以上、本発明の実施形態について詳細に説明したが、本発明は上記実施形態に限定されるものではなく、本発明の要旨を逸脱しない範囲で種々の改変が可能である。例えば、本発明が実現されるものであれば、工程の詳細や順序は、上記したものに限られない。
1 アクスルハウジング
10 本体
10a 本体部材
11 胴部
12 筒状部
12a 先端部
12b 余剰部
12c 厚肉部
12d 黒皮除去部
13 三角板
14 ドレイン穴
20 チューブエンド
W 溶接(溶融金属)

Claims (7)

  1. ディファレンシャルギアを収容する胴部と前記胴部の両端に延出した筒状部とを有する本体部と、前記筒状部の先端に取り付けられたチューブエンドと、を備えるアクスルハウジングの製造方法において、
    前記筒状部の先端部を加熱しながら長手方向に押し込むことにより、前記筒状部の先端部の肉厚を大きくする据え込み加工を行った後、前記筒状部の先端部の内壁面の一部を切削して黒皮を除去し、前記筒状部の先端部の肉厚を前記据え込み加工前の肉厚と同じかそれよりも大きくし、
    前記チューブエンドを前記筒状部に締り嵌め状に圧入し、前記筒状部の先端部を前記チューブエンドに溶接することを特徴とするアクスルハウジングの製造方法。
  2. 前記筒状部の先端部を前記チューブエンドに溶け込み率105%以上で溶接することを特徴とする請求項1に記載のアクスルハウジングの製造方法。
  3. 前記本体部は、前記胴部となる中央部が膨出形成され、前記筒状部となる両端が半筒形に形成された2つの本体部材を対向させて相互に溶接した後、前記胴部と前記筒状部の間の箇所において三角板を前記2つの本体部材に溶接することで形成され、
    前記2つの本体部材の間の溶接部及び前記2つの本体部材と前記三角板との間の溶接部は、100%の溶け込み率を有することを特徴とする請求項1又は2に記載のアクスルハウジングの製造方法。

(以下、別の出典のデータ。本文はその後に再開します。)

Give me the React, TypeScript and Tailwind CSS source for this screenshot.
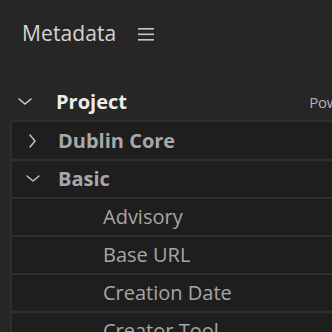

  4. 前記2つの本体部材の間の溶接及び前記2つの本体部材と前記三角板との間の溶接を、裏当て材を用いて行うことを特徴とする請求項3に記載のアクスルハウジングの製造方法。
  5. ディファレンシャルギアを収容する胴部と前記胴部の両端に延出した筒状部とを有する本体部と、前記筒状部の先端に取り付けられたチューブエンドと、を備えるアクスルハウジングにおいて、
    前記筒状部の先端部は、加熱しながら長手方向に押し込んで肉厚を大きくする据え込み加工と、内壁面の一部の切削による黒皮の除去とを施されており、前記黒皮を除去された部位がそれ以外の部位と同じかそれよりも大きい肉厚を有し、
    前記チューブエンドが、前記筒状部に締り嵌め状に圧入され、前記筒状部の先端部が前記チューブエンドに溶接されていることを特徴とするアクスルハウジング。
  6. 前記筒状部の先端部は、前記チューブエンドに溶け込み率105%以上で溶接されていることを特徴とする請求項5に記載のアクスルハウジング。
  7. 前記本体部は、前記胴部となる中央部が膨出形成され、前記筒状部となる両端が半筒形に形成された2つの本体部材が対向されて相互に溶接され、前記胴部と前記筒状部の間の箇所において三角板が前記2つの本体部材に溶接されることによって形成され、
    前記2つの本体部材の間の溶接部及び前記2つの本体部材と前記三角板との間の溶接部は、100%の溶け込み率を有することを特徴とする請求項5又は6に記載のアクスルハウジング。